Sólo en el periodo 2016-20 el Perú fue testigo de cinco intentos de destitución del presidente, un intento exitoso de disolución del Congreso y cuatro presidentes de la República. Por primera vez en dos décadas, se había elegido a un presidente y un Congreso en el que la oposición era tan abrumadora que terminó desestabilizando por completo al gobierno de turno, al punto de forzar su renuncia a partir de supuestos actos de corrupción. Se rompió entonces el escudo legislativo de los gobernantes y todas las contradicciones de la precaria estabilidad terminaron explotando. Sucedieron los mecanismos extremos, de vacancia, renuncia del presidente, disolución del Congreso y la protesta social. He ahí la clave coyuntural de la ruptura del efímero orden democrático.

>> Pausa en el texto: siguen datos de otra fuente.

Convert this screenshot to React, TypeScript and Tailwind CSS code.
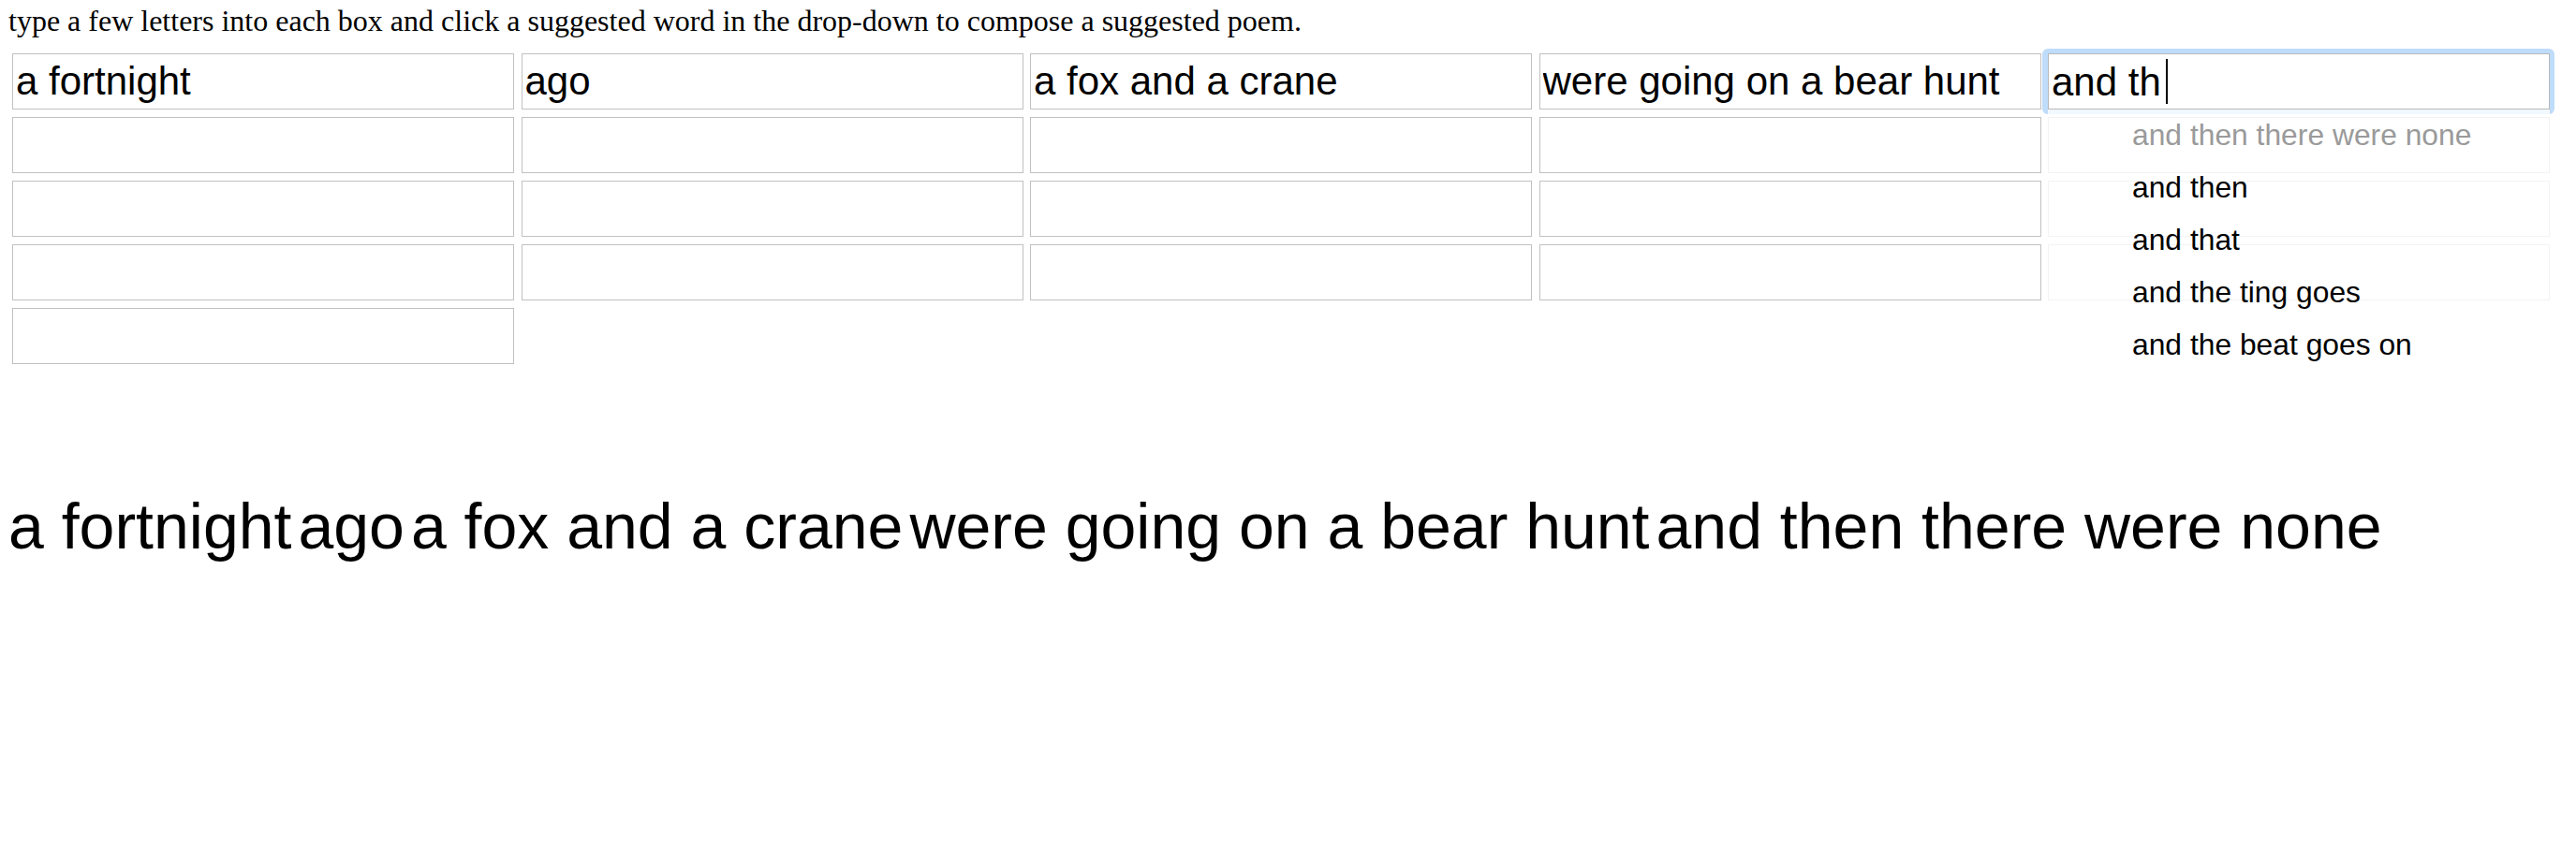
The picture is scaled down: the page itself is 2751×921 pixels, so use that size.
import React from 'react';

const lines = ['a fortnight', 'ago', 'a fox and a crane', 'were going on a bear hunt'];
const typed = 'and th';
const suggestions = [
  'and then there were none',
  'and then',
  'and that',
  'and the ting goes',
  'and the beat goes on',
];
const poem = [...lines, suggestions[0]];

const sans = "font-['Liberation_Sans',Arial,Helvetica,sans-serif]";

const Box: React.FC<{ value?: string }> = ({ value = '' }) => (
  <input
    type="text"
    readOnly
    value={value}
    className={`block w-full h-full border border-[#c1c1c1] bg-white px-[3px] text-[42px] text-black outline-none ${sans}`}
  />
);

const FocusedBox: React.FC = () => (
  <div className="relative z-20 h-full">
    {/* mac style focus ring */}
    <div className="absolute -top-[5px] -bottom-[5px] -left-[6px] -right-[5px] rounded-[6px] bg-[#bfdcfa]"></div>
    <div className={`relative flex items-center h-full border border-[#b9b9b9] bg-white px-[3px] text-[42px] text-black ${sans}`}>
      <span className="whitespace-pre">{typed}</span>
      <span className="inline-block w-[2px] h-[48px] bg-black ml-[5px]"></span>
    </div>

    {/* suggestion drop-down */}
    <ul className={`absolute left-0 right-0 top-[60px] bg-white/80 ${sans}`}>
      {suggestions.map((s, i) => (
        <li
          key={s}
          className={`h-[56px] flex items-center pl-[90px] text-[31.8px] ${i === 0 ? 'text-[#9a9a9a]' : 'text-black'}`}
        >
          {s}
        </li>
      ))}
    </ul>
  </div>
);

export default function App() {
  const cells: React.ReactNode[] = [];
  for (let i = 0; i < 21; i++) {
    if (i === 4) cells.push(<FocusedBox key={i} />);
    else cells.push(<Box key={i} value={i < 4 ? lines[i] : ''} />);
  }

  return (
    <div className="w-[2751px] min-h-[921px] bg-white text-black">
      <p className="pl-[9px] pt-[4px] text-[32px] leading-[36px] font-['Liberation_Serif','Times_New_Roman',serif]">
        type a few letters into each box and click a suggested word in the drop-down to compose a suggested poem.
      </p>

      <div className="mt-[17px] ml-[13px] grid grid-cols-[repeat(5,536px)] auto-rows-[60px] gap-x-[7.5px] gap-y-[8px]">
        {cells}
      </div>

      <div className={`mt-[134px] pl-[9px] text-[68px] leading-[79px] text-black ${sans}`}>
        {poem.map((p) => (
          <span key={p} className="whitespace-pre mr-[7px]">{p}</span>
        ))}
      </div>
    </div>
  );
}
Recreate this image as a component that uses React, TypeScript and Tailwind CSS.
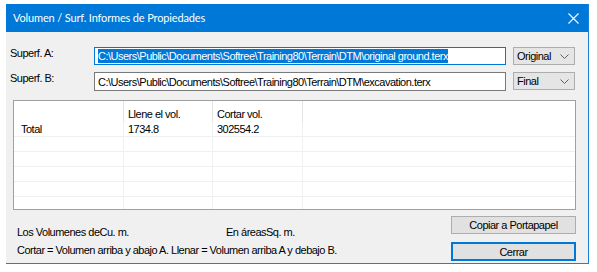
const cols = ["w-[110px]", "w-[89px]", "w-[90px]"];

function Chevron() {
  return (
    <svg width="9" height="5" viewBox="0 0 9 5" className="text-[#606060]">
      <path d="M0.5 0.5 L4.5 4.5 L8.5 0.5" fill="none" stroke="currentColor" strokeWidth="1" />
    </svg>
  );
}

function Combo({ label }: { label: string }) {
  return (
    <div className="flex h-[18px] w-[62px] items-center justify-between border border-[#adadad] bg-[#e5e5e5] pl-[3px] pr-[5px]">
      <span>{label}</span>
      <Chevron />
    </div>
  );
}

function Row({ cells }: { cells: string[] }) {
  return (
    <div className="flex h-[15px] shrink-0 border-b border-[#f0f0f0]">
      <div className={`${cols[0]} border-r border-[#f0f0f0] pl-[7px] leading-[14px]`}>{cells[0]}</div>
      <div className={`${cols[1]} border-r border-[#f0f0f0] pl-[4px] leading-[14px]`}>{cells[1]}</div>
      <div className={`${cols[2]} border-r border-[#f0f0f0] pl-[4px] leading-[14px]`}>{cells[2]}</div>
      <div className="flex-1" />
    </div>
  );
}

export default function App() {
  const rows = [
    ["Total", "1734.8", "302554.2"],
    ["", "", ""],
    ["", "", ""],
    ["", "", ""],
    ["", "", ""],
    ["", "", ""],
  ];

  return (
    <div className="h-[272px] w-[597px] bg-white pl-[6px] pt-[4px] font-['Liberation_Sans',Arial,sans-serif] text-[11px] tracking-[-0.5px] text-black">
      <div className="flex h-[260px] w-[583px] flex-col border-r border-b border-[#1883d7] bg-[#f0f0f0]">
        {/* title bar */}
        <div className="flex h-[28px] shrink-0 items-center justify-between bg-[#0078d7] pl-[7px] pr-[7px] text-white">
          <span className="font-['Lato',sans-serif] text-[11px] tracking-[-0.15px]">Volumen / Surf. Informes de Propiedades</span>
          <svg width="11" height="11" viewBox="0 0 11 11" className="mr-[2px]">
            <path d="M0.5 0.5 L10.5 10.5 M10.5 0.5 L0.5 10.5" stroke="white" strokeWidth="1.1" />
          </svg>
        </div>

        <div className="flex flex-1 flex-col pl-[4px] pr-[12px]">
          {/* Superf. A */}
          <div className="mt-[15px] flex h-[18px] items-start">
            <span className="w-[84px] leading-[13px]">Superf. A:</span>
            <div className="flex h-[18px] w-[412px] items-center border border-[#0078d7] bg-white pl-[3px]">
              <span className="bg-[#0078d7] leading-[14px] text-white">
                C:\Users\Public\Documents\Softree\Training80\Terrain\DTM\original ground.terx
              </span>
            </div>
            <div className="ml-[7px]">
              <Combo label="Original" />
            </div>
          </div>

          {/* Superf. B */}
          <div className="mt-[7px] flex h-[19px] items-start">
            <span className="w-[84px] leading-[13px]">Superf. B:</span>
            <div className="flex h-[19px] w-[412px] items-center border border-[#7a7a7a] bg-white pl-[3px]">
              <span className="leading-[14px]">C:\Users\Public\Documents\Softree\Training80\Terrain\DTM\excavation.terx</span>
            </div>
            <div className="ml-[7px]">
              <Combo label="Final" />
            </div>
          </div>

          {/* table */}
          <div className="ml-[3px] mt-[9px] flex h-[110px] flex-col overflow-hidden border border-[#a0a0a0] bg-white">
            <div className="flex h-[21px] shrink-0">
              <div className={`${cols[0]} border-r border-[#e5e5e5]`} />
              <div className={`${cols[1]} border-r border-[#e5e5e5] pl-[4px] pt-[5px]`}>Llene el vol.</div>
              <div className={`${cols[2]} border-r border-[#e5e5e5] pl-[4px] pt-[5px]`}>Cortar vol.</div>
              <div className="flex-1" />
            </div>
            {rows.map((r, i) => (
              <Row key={i} cells={r} />
            ))}
          </div>

          {/* bottom */}
          <div className="mt-[6px] flex">
            <div className="flex flex-1 flex-col pl-[7px]">
              <div className="mt-[8px] flex">
                <span className="w-[209px]">Los Volumenes deCu. m.</span>
                <span>En áreasSq. m.</span>
              </div>
              <div className="mt-[1px]">
                Cortar = Volumen arriba y abajo A. Llenar = Volumen arriba A y debajo B.
              </div>
            </div>
            <div className="flex w-[125px] flex-col gap-[8px]">
              <button className="h-[18px] border border-[#adadad] bg-[#e1e1e1]">Copiar a Portapapel</button>
              <button className="h-[19px] border-2 border-[#0078d7] bg-[#e1e1e1]">Cerrar</button>
            </div>
          </div>
        </div>
      </div>
    </div>
  );
}
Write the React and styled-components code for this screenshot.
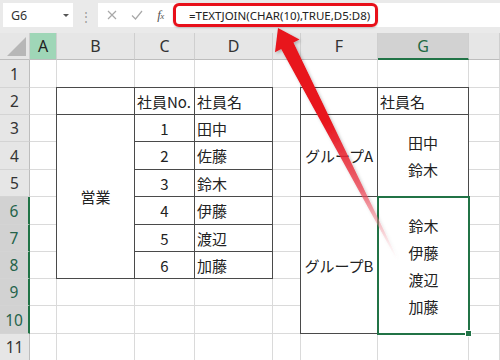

Pero las protestas de hoy nos traen a colación los espejismos, los fantasmas del pasado. En una perspectiva estructural, nos hacen pensar sobre aquel experimento de un proyecto de democracia peruana sin “grupos de interés” y sin partidos políticos. Nos hacen reflexionar, además, sobre aquella generación ─ la denominada “Generación del Bicentenario” ─ que ha enarbolado una narrativa que ayudó a generar una identidad anclada en valores democráticos. Finalmente, la protesta social peruana del 2020 nos hace pensar también en el desmoronamiento de un orden anterior y en la manera en que la nueva comunidad ha de ser construida, como resultado de la comunicación y el reconocimiento que los actores (y generaciones) puedan llegan a adquirir en una nueva coexistencia.
[1] Antropólogo, PhD en Estudios Latinoamericanos por la Universidad de Texas en Austin. Se ha desempeñado en Bruselas como Coordinador de la de la Asociación Latinoamericana de Organizaciones de Promoción al Desarrollo (ALOP). Este articulo se ha beneficiado de los comentarios de Héctor Cusman.
[2] La crisis política de 2001 señala las debilidades estructurales de la representación pública en Argentina. La alianza política que llegó al poder en 1999 muestra el deseo de cambio de los votantes, pero su fracaso marca un nuevo grado de debilitamiento del Estado y de descrédito de las políticas resumidas en la frase “Que se vayan todos”.